Feature-Preprocessing Leakage During Data-Preparation
Are we allowed to transform the input data in supervised learning anyway we want?
Assume we have a supervised learning problem, and we would like to preprocess a feature, using a separate supervised model and the label.
Problem example: We would like to predict a 0-1 label, using 10 features: 9 numerical and 1 textual feature, using a decision tree (call it model A). We would like to take the textual feature and transform it, using a separate supervised model that takes a textual input and predicts a scalar label (call it model B), and use this model to convert the textual feature into a numerical feature, so that we will have 10 numerical features, and then use a decision tree to predict the 0-1 label.

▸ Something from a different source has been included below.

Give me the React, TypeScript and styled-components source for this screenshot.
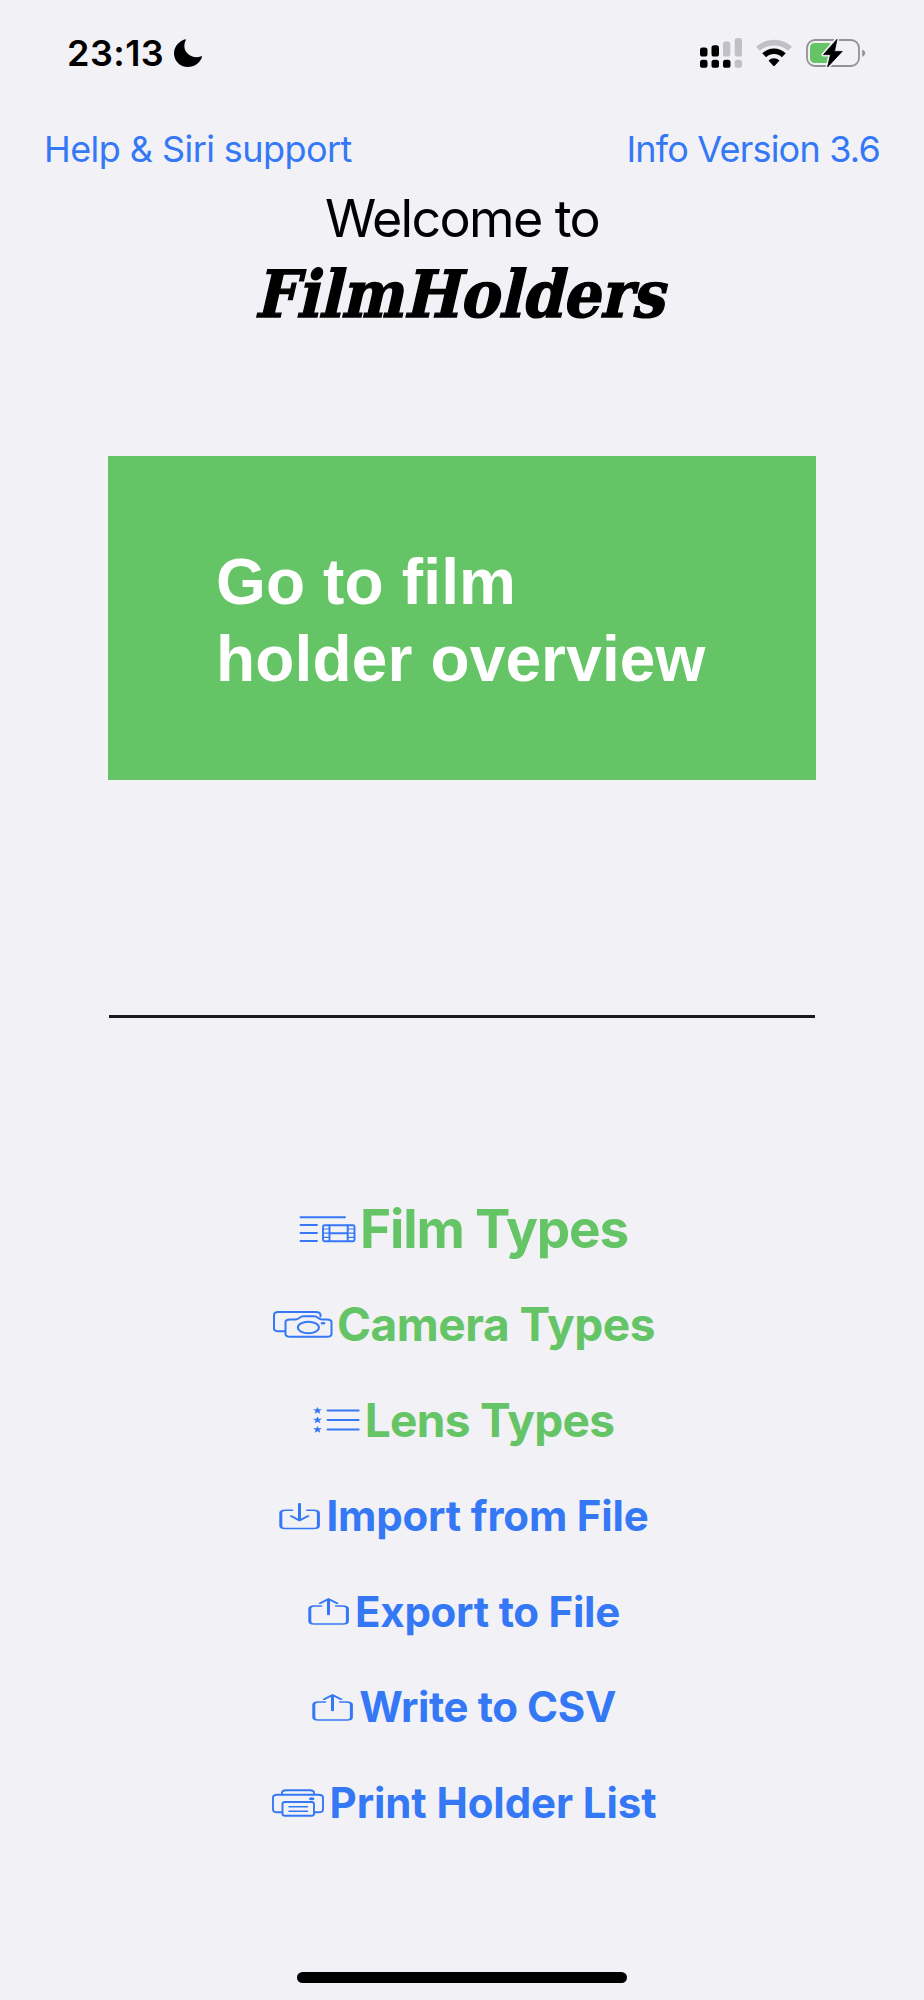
import React from "react";
import styled, { createGlobalStyle } from "styled-components";

const BLUE = "#3478f6";
const GREEN = "#65c466";
const BG = "#f2f1f6";

const GlobalStyle = createGlobalStyle`
  * { box-sizing: border-box; }
  body { margin: 0; background: ${BG}; }
`;

const Screen = styled.div`
  width: 924px;
  height: 2000px;
  display: flex;
  flex-direction: column;
  align-items: center;
  background: ${BG};
  font-family: Inter, "Liberation Sans", sans-serif;
  overflow: hidden;
`;

const StatusBar = styled.header`
  width: 100%;
  height: 105px;
  padding: 32px 58px 0 67px;
  display: flex;
  justify-content: space-between;
  align-items: flex-start;
`;

const StatusGroup = styled.div<{ $gap: number }>`
  display: flex;
  align-items: center;
  height: 42px;
  gap: ${(p) => p.$gap}px;
`;

const Clock = styled.span`
  font-size: 36px;
  line-height: 42px;
  font-weight: 600;
  letter-spacing: 0.45px;
`;

const LinkBar = styled.nav`
  width: 100%;
  height: 81px;
  padding: 22px 44px 0 44px;
  display: flex;
  justify-content: space-between;
`;

const TextLink = styled.a<{ $spacing: number }>`
  color: ${BLUE};
  font-size: 36px;
  line-height: 44px;
  letter-spacing: ${(p) => p.$spacing}px;
  white-space: nowrap;
`;

const Welcome = styled.p`
  margin: 0;
  height: 67px;
  font-size: 52px;
  line-height: 66px;
  letter-spacing: -1.65px;
  white-space: nowrap;
`;

const Title = styled.h1`
  margin: 0;
  height: 80px;
  padding-left: 5px;
  font-family: "DejaVu Serif", serif;
  font-size: 65px;
  line-height: 82px;
  font-weight: 700;
  transform: skewX(-13deg) scaleX(0.908);
  -webkit-text-stroke: 1.4px #000;
  white-space: nowrap;
`;

const OverviewButton = styled.button`
  width: 708px;
  height: 324px;
  margin: 123px 0 0;
  padding: 6px 0 0 108px;
  border: 0;
  background: ${GREEN};
  color: #fff;
  display: flex;
  align-items: center;
  text-align: left;
  font-family: "Liberation Sans", Arial, sans-serif;
  font-size: 64px;
  font-weight: 700;
  line-height: 77px;
  letter-spacing: 0.15px;
  white-space: nowrap;
`;

const Divider = styled.hr`
  width: 706px;
  height: 3px;
  margin: 235px 0 0;
  border: 0;
  background: #1a1a1e;
`;

const Menu = styled.ul`
  list-style: none;
  margin: 163px 0 0;
  padding: 0 0 0 3px;
  width: 100%;
`;

const MenuItem = styled.li<{ $color: string; $size: number; $spacing: number; $gap: number }>`
  height: 95.6px;
  display: flex;
  align-items: center;
  justify-content: center;
  gap: ${(p) => p.$gap}px;
  color: ${(p) => p.$color};
  font-size: ${(p) => p.$size}px;
  font-weight: 700;
  letter-spacing: ${(p) => p.$spacing}px;
  white-space: nowrap;
`;

const HomeIndicator = styled.div`
  width: 330px;
  height: 11px;
  margin: auto 0 17px;
  border-radius: 6px;
  background: #000;
`;

const Glyph = styled.svg`
  flex: none;
  display: block;
  fill: none;
  stroke: ${BLUE};
  stroke-width: 1.5;
  stroke-linecap: round;
  stroke-linejoin: round;
`;

const StatusGlyph = styled.svg`
  display: block;
  flex: none;
`;

const Moon = () => (
  <StatusGlyph width="30" height="30" viewBox="0 0 30 30">
    <path d="M12.2 1.2C7 2.8 1 7.800 1 15.300C1 23 7 29 14.800 29C21.500 29 27 25 29 19C29.200 18.300 28.600 18 28 18.200C25.500 19.400 22 19.600 18.800 18.200C11.500 15.200 9.800 8.200 12.700 2.200C13 1.500 12.800 1 12.200 1.200Z" />
  </StatusGlyph>
);

const Signal = () => (
  <StatusGlyph width="42" height="30" viewBox="0 0 42 30">
    <g fill="#c1c0c6">
      <rect x="23" y="3.500" width="7.300" height="15" rx="2.600" />
      <rect x="34.700" y="0" width="7.300" height="18.500" rx="2.600" />
      <rect x="34.700" y="21.800" width="7.300" height="8" rx="2.600" />
    </g>
    <rect x="0" y="9.500" width="7.500" height="9" rx="2.600" />
    <rect x="11.500" y="7.200" width="7.500" height="11.300" rx="2.600" />
    <rect x="0" y="21.800" width="7.500" height="8" rx="2.600" />
    <rect x="11.500" y="21.800" width="7.500" height="8" rx="2.600" />
    <rect x="23" y="21.800" width="7.500" height="8" rx="2.600" />
  </StatusGlyph>
);

const Wifi = () => (
  <StatusGlyph width="36" height="28" viewBox="0 0 36 28">
    <path d="M2 9.800C11 1.500 25 1.500 34 9.800" fill="none" stroke="#c1c0c6" strokeWidth="5.600" />
    <path d="M8.200 16.200C13.800 10.900 22.200 10.900 27.800 16.200" fill="none" stroke="#000" strokeWidth="5.600" />
    <path d="M12.500 21.600C15.500 18.300 20.500 18.300 23.500 21.600L18.800 26.700Q18 27.500 17.200 26.700Z" />
  </StatusGlyph>
);

const Battery = () => (
  <StatusGlyph width="60" height="32" viewBox="0 0 60 32">
    <rect x="1" y="3" width="52" height="26" rx="8" fill="none" stroke="#939298" strokeWidth="1.800" />
    <path d="M56.200 12.500Q59.200 13.700 59.200 16.200T56.200 19.900Z" fill="#939298" />
    <path d="M9 6H24V26H9Q4 26 4 21V11Q4 6 9 6Z" fill={GREEN} />
    <path d="M31 2.300L17.500 17.600H24.500L21.600 30L36.200 14.400H28.500Z" fill="#000" stroke={BG} strokeWidth="4" strokeLinejoin="round" />
    <path d="M31 2.300L17.500 17.600H24.500L21.600 30L36.200 14.400H28.500Z" fill="#000" stroke="#000" strokeWidth="0.800" strokeLinejoin="round" />
  </StatusGlyph>
);

const FilmIcon = () => (
  <Glyph width="57" height="28" viewBox="0 0 57 28">
    <g strokeWidth="1.900">
      <path d="M1.500 2.300H46M1.500 10H18M1.500 18H18M1.500 26H18" />
      <rect x="24" y="10.200" width="31.500" height="16" rx="1.500" />
      <path d="M30.500 10.500V26M48.700 10.500V26M30.500 18.200H48.700" />
    </g>
    <path strokeWidth="1.200" d="M25 14H30M25 18.200H30M25 22.300H30M49 14H55M49 18.200H55M49 22.300H55" />
  </Glyph>
);

const CameraIcon = () => (
  <Glyph width="61" height="28" viewBox="0 0 61 28">
    <g strokeWidth="2">
      <path d="M13 21.300H6.500Q2 21.300 2 18.500V5Q2 2 6.500 2H43.500Q48.500 2 48.500 5V6.500" />
      <path d="M18 9.500H23.500C27 9.500 27.500 6.300 31.500 6.300H42C46 6.300 46.500 9.500 50 9.500H55Q59.500 9.500 59.500 12.200V24Q59.500 26.800 55 26.800H18Q13.500 26.800 13.500 24V12.200Q13.500 9.500 18 9.500Z" />
      <ellipse cx="36.400" cy="17.500" rx="10.500" ry="5.700" />
    </g>
    <ellipse cx="51" cy="13.200" rx="2.400" ry="1.300" fill={BLUE} stroke="none" />
  </Glyph>
);

const LensIcon = () => (
  <Glyph width="47" height="28" viewBox="0 0 47 28">
    {[4.5, 14, 23.5].map((y) => (
      <g key={y}>
        <path
          transform={`translate(4.500 ${y})`}
          fill={BLUE}
          stroke="none"
          d="M0 -3.600L1.200 -1.200H4.500L1.900 .6L2.800 3.200L0 1.700L-2.800 3.200L-1.900 .6L-4.500 -1.200H-1.200Z"
        />
        <path strokeWidth="2.100" d={`M14.600 ${y}H45.600`} />
      </g>
    ))}
  </Glyph>
);

const ImportIcon = () => (
  <Glyph width="43" height="28" viewBox="0 0 43 28">
    <g transform="scale(2 1)" strokeWidth="1.500">
      <path d="M7 8.200H3.700Q1.400 8.200 1.400 11V23.800Q1.400 26.600 3.700 26.600H17.700Q20.200 26.600 20.200 23.800V11Q20.200 8.200 17.700 8.200H14.600" />
      <path d="M10.750 1.800V18.200M6.600 14L10.750 18.500L15 14" />
    </g>
  </Glyph>
);

const ExportIcon = () => (
  <Glyph width="43" height="28" viewBox="0 0 43 28">
    <g transform="scale(2 1)" strokeWidth="1.500">
      <path d="M7 9H3.700Q1.400 9 1.400 11.800V24.200Q1.400 27 3.700 27H17.700Q20.200 27 20.200 24.200V11.800Q20.200 9 17.700 9H14.600" />
      <path d="M10.750 2V17.500M6.600 6.300L10.750 2L15 6.300" />
    </g>
  </Glyph>
);

const PrinterIcon = () => (
  <Glyph width="54" height="29" viewBox="0 0 54 29">
    <g strokeWidth="1.900">
      <path d="M11 24.200H6.500Q2 24.200 2 21.400V9.500Q2 6.700 6.500 6.700H47.500Q52 6.700 52 9.500V21.400Q52 24.200 47.500 24.200H43" />
      <path d="M11 6.500V5Q11 2.200 15 2.200H39Q43 2.200 43 5V6.500" />
      <path d="M14 14H40.500Q43 14 43 16V25.800Q43 27.800 40.500 27.800H14Q11.500 27.800 11.500 25.800V16Q11.500 14 14 14Z" />
      <path strokeWidth="1.500" d="M18 18.700H36.500M18 23.200H36.500" />
    </g>
    <ellipse cx="40.700" cy="10.700" rx="2.800" ry="1.500" fill={BLUE} stroke="none" />
  </Glyph>
);

const items = [
  { label: "Film Types", Icon: FilmIcon, color: GREEN, size: 53, spacing: -1.15, gap: 4 },
  { label: "Camera Types", Icon: CameraIcon, color: GREEN, size: 46, spacing: -0.45, gap: 4 },
  { label: "Lens Types", Icon: LensIcon, color: GREEN, size: 46, spacing: -0.7, gap: 5 },
  { label: "Import from File", Icon: ImportIcon, color: BLUE, size: 42, spacing: -0.17, gap: 5 },
  { label: "Export to File", Icon: ExportIcon, color: BLUE, size: 42, spacing: -0.25, gap: 5 },
  { label: "Write to CSV", Icon: ExportIcon, color: BLUE, size: 42, spacing: -0.4, gap: 5 },
  { label: "Print Holder List", Icon: PrinterIcon, color: BLUE, size: 42, spacing: -0.1, gap: 5 },
];

export default function App() {
  return (
    <>
      <GlobalStyle />
      <Screen>
        <StatusBar>
          <StatusGroup $gap={9}>
            <Clock>23:13</Clock>
            <Moon />
          </StatusGroup>
          <StatusGroup $gap={14}>
            <Signal />
            <Wifi />
            <Battery />
          </StatusGroup>
        </StatusBar>
        <LinkBar>
          <TextLink $spacing={-0.57}>Help &amp; Siri support</TextLink>
          <TextLink $spacing={-0.8}>Info Version 3.6</TextLink>
        </LinkBar>
        <Welcome>Welcome to</Welcome>
        <Title>FilmHolders</Title>
        <OverviewButton>
          Go to film
          <br />
          holder overview
        </OverviewButton>
        <Divider />
        <Menu>
          {items.map(({ label, Icon, color, size, spacing, gap }) => (
            <MenuItem key={label} $color={color} $size={size} $spacing={spacing} $gap={gap}>
              <Icon />
              <span>{label}</span>
            </MenuItem>
          ))}
        </Menu>
        <HomeIndicator />
      </Screen>
    </>
  );
}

The question is if this process is legit. And if it is legit, are there any restrictions on the process to make it legit?

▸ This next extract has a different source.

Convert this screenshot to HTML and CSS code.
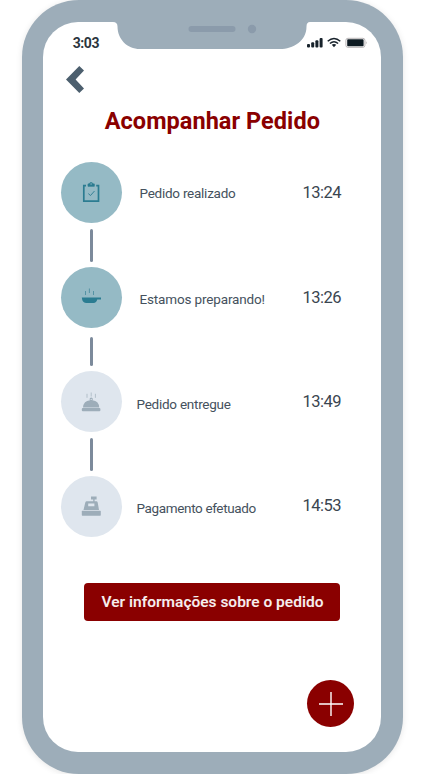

To make it more specific, can we first train model B, any way we want, and then transform the feature and train model A? Can we do a train/test split anyway we want (randomly) during training model B, and then do a train/test split (randomly) during training model A? Or must the split be the same during training of model B and model A, to prevent data/feature leakage? If this requirement is needed, it can be a bit complicated in real life scenarios, where you need to enforce the same train/test split procedure in all ML teams in an organization involved in the project.
If we say that the split must be identical, we need to prove it by giving a counterexample, showing what happens if the split is not identical.
Let’s make the problem even more compact: 1 textual input feature, and one 0-1 label. Assume that the textual feature is a random string, per example, meaning it carries zero information in it. Then we train model B, which is heavily overfitted (complex, high VC dimension), meaning that training accuracy is 100%, and test accuracy is 50%. This can happen when the model memorizes all the random texts that correspond with 0-labels and all the texts that correspond with 1-labels. That means that transforming the textual feature using model B, will convert the training set features into the labels themselves.
Now, let’s say that in model A training, the test-set includes 50% of the train-set examples of model B (because we did a new random train/test split). This essentially means that half the test-set of model A now includes features, which are identical to the labels. And that means that the test accuracy of model A will be at least 50%, although the features have zero information in them. If our random split picked 75% of the training set examples of model B, we will have at least 75% text accuracy, even though the features carry zero information with them. I call this “Preprocessing Leakage”. If we would have kept the train/test split identical across model B and model A, the problem would have been avoided.
What happens if we have, instead of 1 textual feature, 100 textual features (again, completely random), and we want to train 100 sub-models, like model B? Then, when we randomly choose the validation set, there is a very high chance that each example in the validation set of model B will include a few overfitted outputs of the various sub-models. Let’s say model A classifier uses some majority vote decision over the 100 features. Then we can get model B validation accuracy to be very close to 100%, although the textual features are completely random strings!
Mitigation: The way to solve this preprocessing leakage is to avoid a random train/test split, but rather split deterministically, using a stable hash function over the examples. For example, split by the hash of the user id, account id, etc., so that all sub-models will have the same train/test split. This also means having full control over the train/test split, and avoiding using different third party libraries that each can split the data in a different way. The train/test split is important, and we need to keep it under control.